Wednesday, 22 October 2014

KETIKA TIADA SENYUM


Astaghfirullah. Ternyata tak mudah menyembunyikan kesedihan di depan anak sendiri. Begitu mudah kita bersandiwara pada orang lain, bakan mungkin pasangan sendiri seolah semua baik-baik saja. Namun, hal itu tak mudah kulakukan di depan anakku. Kesedihan dan kemarahan yang sedang kurasakan, seolah tak bisa kupendam di depan buah hatiku.
Tentu saja, bukan berarti aku lantas memarahi anakku, namun ekspresi wajahku yang hanya diam dan cemberut sepertinya sulit aku hapus di depan dia. Padahal, seharusnya aku tidak bersikap demikian. Bututnya adalah, aku menjadi tak sabar. Tak sabar menunggu si kecilku tak lekas memakai sepatu sekolahnya, tak sabar melihat dia segera sarapan pagi, tak sabar melihat dia segera menjinjing tas untuk berangkat sekolah. Seolah semua terasa tak sabar dan salah apa yang dilakukan anakku.

Walau mungkin yang dilakukan anakku adalah salah karena tak segera melakukan tugasnya, namun sejatinya yang bersalah adalah aku. Sebagai ibu, aku seharusnya membuat anakku menjadi lebih bersemangat untuk segera melakukan sesuatu. Sebagai ibu yang baik, seharusnya aku menjadi lebih lembut ketika mengajak anakku untuk lebih bergairah menghadapi hari-harinya. Bukan dengan pandangan yang mematahkan spirit dan membuat anakku malah merasa mendapat beban baru.

Beban karena ekspresi sang ibu yang tidak bersahabat, beban karena tak ada support kelembutan yang membuatnya lebih punya spirit yang menggelora, serta beban seolah sang ibu yang harusnya membuatnya ceria, mungkin justru menjadikan pagi harinya menjadi kelabu.

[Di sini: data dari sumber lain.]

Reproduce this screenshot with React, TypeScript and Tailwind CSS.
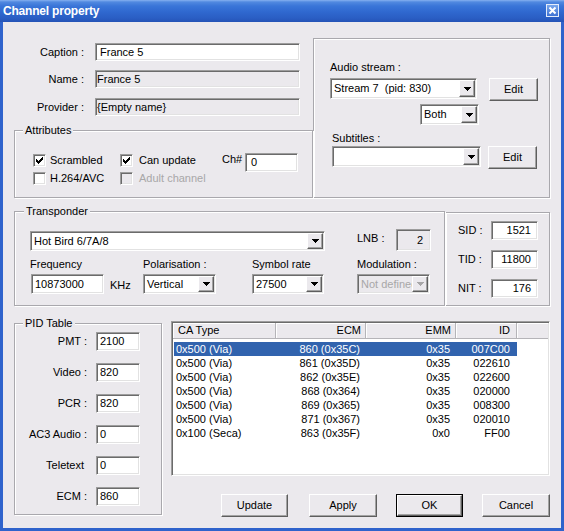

Echa ketika masih usia 8 tahun
Astaghfirullah, ini sungguh tak aku sukai. Namun, lagi-lagi memang terlalu sulit untukku menyembunyikan semua itu di depan buah hatiku. Padahal, aku seorang ibu.
Hingga pagi itu, kuantar anakku berangkat sekolah tanpa ada senyum semangat tersungging di bibirku. Bahkan, hingga tubuh kecil anakku memasuki gerbang sekolah, ekspresi negatif belum juga sirnah dari wajahku. Hingga kemudian, tubuh anakku benar-benar hilang dan tertutup gerbang sekolah, aku merasa ada yang telah terluka di  bagian hidupku.

Ya, anakku mungkin telah terluka. Terluka karena aku telah menorehkan ekspresi negatif sepanjang pagi ini. Padahal, seharusnya aku memberikan butir-butir senyum keindahan dan kata-kata lembut yang bisa ia jadikan spirit sebelum berangkat sekolah. Sebagai ibu yang baik, aku seharusnya mengucapkan kalimat-kalimat santun dan menggugah semangatnya menjadi lebih baik sebelum ia berjuang di medan pendidikan.
Kini anakku sudah benar-benar hilang dari pandanganku. Gerbang sekolah sudah tertutup rapat dan membuat bayangannya pun sama sekali tak terlihat. Kini, yang kulihat justru berganti bayanganku sendiri. Bayangan penuh penyesalan karena belum bisa memberi yang terbaik untuk anakku tercinta. Maafkan ibu, Nak. Tak seharusnya ibu memperlakukanmu seperti ini. Kini, ibu hanya bisa berdoa semoga kamu bisa tenang dan lancar berjuang di sekolah. Berjung untuk menuntut ilmu dengan bahagia tanpa harus merasa terbebani oleh hal negatif yang mungkin juga yang kamu rasakan pagi ini.
Ibu berjanji, hal ini tak akan terjadi lagi. Semoga pagi ini akan membuatku menjadi lebih dewasa bahwa segala sesuatu yang terjadi dalam kehidupan kita, termasuk orang di sekitarmu, termasuk ibumu ini, itu semua adalah sebuah proses pendewasaan yang akan membuat kamu menjadi anak yang lebih baik.